- _Given problem_:
Return each line of the listing below, unchanged, and omit the images.

- _Data_:

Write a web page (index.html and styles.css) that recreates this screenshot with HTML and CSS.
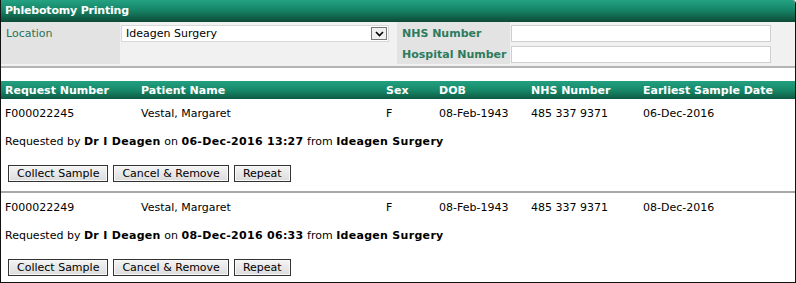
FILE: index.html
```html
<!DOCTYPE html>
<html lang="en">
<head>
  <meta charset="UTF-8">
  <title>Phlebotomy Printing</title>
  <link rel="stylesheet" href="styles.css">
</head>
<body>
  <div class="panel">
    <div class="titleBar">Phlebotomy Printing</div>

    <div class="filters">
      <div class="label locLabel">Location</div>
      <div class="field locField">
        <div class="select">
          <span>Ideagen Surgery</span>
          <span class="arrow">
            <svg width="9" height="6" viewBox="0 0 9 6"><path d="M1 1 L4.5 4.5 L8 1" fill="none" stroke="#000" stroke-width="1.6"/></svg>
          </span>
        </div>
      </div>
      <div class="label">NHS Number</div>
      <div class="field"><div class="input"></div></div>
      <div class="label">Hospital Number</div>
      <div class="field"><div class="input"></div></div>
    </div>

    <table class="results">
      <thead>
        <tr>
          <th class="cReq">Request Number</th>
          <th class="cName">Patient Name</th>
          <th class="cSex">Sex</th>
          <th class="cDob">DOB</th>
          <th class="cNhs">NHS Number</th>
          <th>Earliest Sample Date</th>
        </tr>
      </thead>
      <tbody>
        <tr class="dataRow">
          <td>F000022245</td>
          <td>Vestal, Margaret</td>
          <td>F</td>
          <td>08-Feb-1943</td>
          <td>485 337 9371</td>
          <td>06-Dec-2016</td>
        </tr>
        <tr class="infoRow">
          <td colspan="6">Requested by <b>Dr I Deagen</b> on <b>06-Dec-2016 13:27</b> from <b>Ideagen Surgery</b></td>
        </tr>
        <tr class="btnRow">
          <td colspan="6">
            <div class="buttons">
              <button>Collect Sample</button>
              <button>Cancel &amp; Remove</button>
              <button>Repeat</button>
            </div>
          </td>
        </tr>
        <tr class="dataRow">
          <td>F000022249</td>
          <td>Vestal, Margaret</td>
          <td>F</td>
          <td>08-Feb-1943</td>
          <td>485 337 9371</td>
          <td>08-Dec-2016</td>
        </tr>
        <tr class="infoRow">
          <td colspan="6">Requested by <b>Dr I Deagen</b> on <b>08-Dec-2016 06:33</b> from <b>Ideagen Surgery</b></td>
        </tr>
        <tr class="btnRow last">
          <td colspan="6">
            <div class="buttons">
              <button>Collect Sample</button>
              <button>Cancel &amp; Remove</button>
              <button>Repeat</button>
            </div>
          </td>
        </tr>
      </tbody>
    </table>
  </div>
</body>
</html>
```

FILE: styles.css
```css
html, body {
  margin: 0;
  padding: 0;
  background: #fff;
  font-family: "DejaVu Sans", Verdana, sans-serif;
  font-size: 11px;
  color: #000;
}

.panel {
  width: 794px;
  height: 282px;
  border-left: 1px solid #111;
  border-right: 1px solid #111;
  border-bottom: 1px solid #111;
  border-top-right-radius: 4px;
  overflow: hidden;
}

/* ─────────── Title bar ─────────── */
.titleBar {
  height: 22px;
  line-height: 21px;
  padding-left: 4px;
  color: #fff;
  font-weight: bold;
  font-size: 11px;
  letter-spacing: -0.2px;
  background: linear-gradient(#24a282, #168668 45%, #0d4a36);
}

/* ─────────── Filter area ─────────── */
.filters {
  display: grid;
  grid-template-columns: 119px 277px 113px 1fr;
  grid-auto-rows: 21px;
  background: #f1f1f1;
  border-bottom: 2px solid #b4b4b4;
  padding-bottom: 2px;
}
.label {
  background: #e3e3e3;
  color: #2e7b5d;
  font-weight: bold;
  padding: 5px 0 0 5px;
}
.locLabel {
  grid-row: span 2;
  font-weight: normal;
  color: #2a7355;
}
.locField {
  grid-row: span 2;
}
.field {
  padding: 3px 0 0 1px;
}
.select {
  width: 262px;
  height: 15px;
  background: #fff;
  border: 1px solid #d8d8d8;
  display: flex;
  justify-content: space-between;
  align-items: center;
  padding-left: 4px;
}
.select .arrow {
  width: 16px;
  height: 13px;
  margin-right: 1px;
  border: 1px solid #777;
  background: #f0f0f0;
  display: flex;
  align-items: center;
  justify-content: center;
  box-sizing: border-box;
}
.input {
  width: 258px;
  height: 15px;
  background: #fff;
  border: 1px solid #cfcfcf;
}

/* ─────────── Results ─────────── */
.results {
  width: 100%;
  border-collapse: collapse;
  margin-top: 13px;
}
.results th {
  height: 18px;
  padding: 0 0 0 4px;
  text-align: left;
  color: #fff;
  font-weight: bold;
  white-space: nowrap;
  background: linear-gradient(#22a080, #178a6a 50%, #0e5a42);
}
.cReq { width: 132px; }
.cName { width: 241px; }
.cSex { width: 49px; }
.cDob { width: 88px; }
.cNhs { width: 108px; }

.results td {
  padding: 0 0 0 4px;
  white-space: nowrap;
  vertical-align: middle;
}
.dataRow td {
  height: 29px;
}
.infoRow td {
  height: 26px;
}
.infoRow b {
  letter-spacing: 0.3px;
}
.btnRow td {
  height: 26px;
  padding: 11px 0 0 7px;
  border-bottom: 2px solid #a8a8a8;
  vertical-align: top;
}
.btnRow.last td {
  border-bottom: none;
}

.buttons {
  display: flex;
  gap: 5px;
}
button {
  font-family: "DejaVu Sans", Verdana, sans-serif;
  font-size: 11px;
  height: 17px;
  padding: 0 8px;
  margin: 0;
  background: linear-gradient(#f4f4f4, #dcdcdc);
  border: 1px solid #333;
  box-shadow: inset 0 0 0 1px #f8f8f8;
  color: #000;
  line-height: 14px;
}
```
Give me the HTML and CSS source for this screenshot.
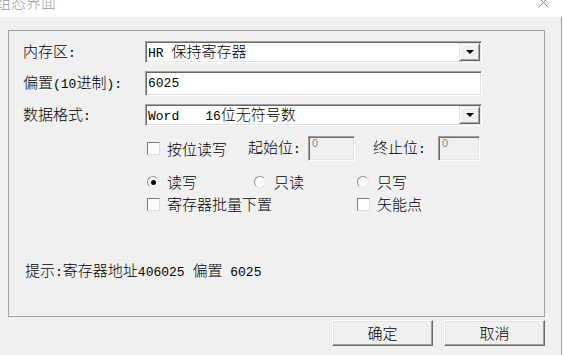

- _Full solution_:
Write a web page (index.html and styles.css) that recreates this screenshot with HTML and CSS.
FILE: index.html
```html
<!DOCTYPE html>
<html lang="en">
<head>
  <meta charset="UTF-8">
  <title>Phlebotomy Printing</title>
  <link rel="stylesheet" href="styles.css">
</head>
<body>
  <div class="panel">
    <div class="titleBar">Phlebotomy Printing</div>

    <div class="filters">
      <div class="label locLabel">Location</div>
      <div class="field locField">
        <div class="select">
          <span>Ideagen Surgery</span>
          <span class="arrow">
            <svg width="9" height="6" viewBox="0 0 9 6"><path d="M1 1 L4.5 4.5 L8 1" fill="none" stroke="#000" stroke-width="1.6"/></svg>
          </span>
        </div>
      </div>
      <div class="label">NHS Number</div>
      <div class="field"><div class="input"></div></div>
      <div class="label">Hospital Number</div>
      <div class="field"><div class="input"></div></div>
    </div>

    <table class="results">
      <thead>
        <tr>
          <th class="cReq">Request Number</th>
          <th class="cName">Patient Name</th>
          <th class="cSex">Sex</th>
          <th class="cDob">DOB</th>
          <th class="cNhs">NHS Number</th>
          <th>Earliest Sample Date</th>
        </tr>
      </thead>
      <tbody>
        <tr class="dataRow">
          <td>F000022245</td>
          <td>Vestal, Margaret</td>
          <td>F</td>
          <td>08-Feb-1943</td>
          <td>485 337 9371</td>
          <td>06-Dec-2016</td>
        </tr>
        <tr class="infoRow">
          <td colspan="6">Requested by <b>Dr I Deagen</b> on <b>06-Dec-2016 13:27</b> from <b>Ideagen Surgery</b></td>
        </tr>
        <tr class="btnRow">
          <td colspan="6">
            <div class="buttons">
              <button>Collect Sample</button>
              <button>Cancel &amp; Remove</button>
              <button>Repeat</button>
            </div>
          </td>
        </tr>
        <tr class="dataRow">
          <td>F000022249</td>
          <td>Vestal, Margaret</td>
          <td>F</td>
          <td>08-Feb-1943</td>
          <td>485 337 9371</td>
          <td>08-Dec-2016</td>
        </tr>
        <tr class="infoRow">
          <td colspan="6">Requested by <b>Dr I Deagen</b> on <b>08-Dec-2016 06:33</b> from <b>Ideagen Surgery</b></td>
        </tr>
        <tr class="btnRow last">
          <td colspan="6">
            <div class="buttons">
              <button>Collect Sample</button>
              <button>Cancel &amp; Remove</button>
              <button>Repeat</button>
            </div>
          </td>
        </tr>
      </tbody>
    </table>
  </div>
</body>
</html>
```

FILE: styles.css
```css
html, body {
  margin: 0;
  padding: 0;
  background: #fff;
  font-family: "DejaVu Sans", Verdana, sans-serif;
  font-size: 11px;
  color: #000;
}

.panel {
  width: 794px;
  height: 282px;
  border-left: 1px solid #111;
  border-right: 1px solid #111;
  border-bottom: 1px solid #111;
  border-top-right-radius: 4px;
  overflow: hidden;
}

/* ─────────── Title bar ─────────── */
.titleBar {
  height: 22px;
  line-height: 21px;
  padding-left: 4px;
  color: #fff;
  font-weight: bold;
  font-size: 11px;
  letter-spacing: -0.2px;
  background: linear-gradient(#24a282, #168668 45%, #0d4a36);
}

/* ─────────── Filter area ─────────── */
.filters {
  display: grid;
  grid-template-columns: 119px 277px 113px 1fr;
  grid-auto-rows: 21px;
  background: #f1f1f1;
  border-bottom: 2px solid #b4b4b4;
  padding-bottom: 2px;
}
.label {
  background: #e3e3e3;
  color: #2e7b5d;
  font-weight: bold;
  padding: 5px 0 0 5px;
}
.locLabel {
  grid-row: span 2;
  font-weight: normal;
  color: #2a7355;
}
.locField {
  grid-row: span 2;
}
.field {
  padding: 3px 0 0 1px;
}
.select {
  width: 262px;
  height: 15px;
  background: #fff;
  border: 1px solid #d8d8d8;
  display: flex;
  justify-content: space-between;
  align-items: center;
  padding-left: 4px;
}
.select .arrow {
  width: 16px;
  height: 13px;
  margin-right: 1px;
  border: 1px solid #777;
  background: #f0f0f0;
  display: flex;
  align-items: center;
  justify-content: center;
  box-sizing: border-box;
}
.input {
  width: 258px;
  height: 15px;
  background: #fff;
  border: 1px solid #cfcfcf;
}

/* ─────────── Results ─────────── */
.results {
  width: 100%;
  border-collapse: collapse;
  margin-top: 13px;
}
.results th {
  height: 18px;
  padding: 0 0 0 4px;
  text-align: left;
  color: #fff;
  font-weight: bold;
  white-space: nowrap;
  background: linear-gradient(#22a080, #178a6a 50%, #0e5a42);
}
.cReq { width: 132px; }
.cName { width: 241px; }
.cSex { width: 49px; }
.cDob { width: 88px; }
.cNhs { width: 108px; }

.results td {
  padding: 0 0 0 4px;
  white-space: nowrap;
  vertical-align: middle;
}
.dataRow td {
  height: 29px;
}
.infoRow td {
  height: 26px;
}
.infoRow b {
  letter-spacing: 0.3px;
}
.btnRow td {
  height: 26px;
  padding: 11px 0 0 7px;
  border-bottom: 2px solid #a8a8a8;
  vertical-align: top;
}
.btnRow.last td {
  border-bottom: none;
}

.buttons {
  display: flex;
  gap: 5px;
}
button {
  font-family: "DejaVu Sans", Verdana, sans-serif;
  font-size: 11px;
  height: 17px;
  padding: 0 8px;
  margin: 0;
  background: linear-gradient(#f4f4f4, #dcdcdc);
  border: 1px solid #333;
  box-shadow: inset 0 0 0 1px #f8f8f8;
  color: #000;
  line-height: 14px;
}
```
Give me the HTML and CSS source for this screenshot.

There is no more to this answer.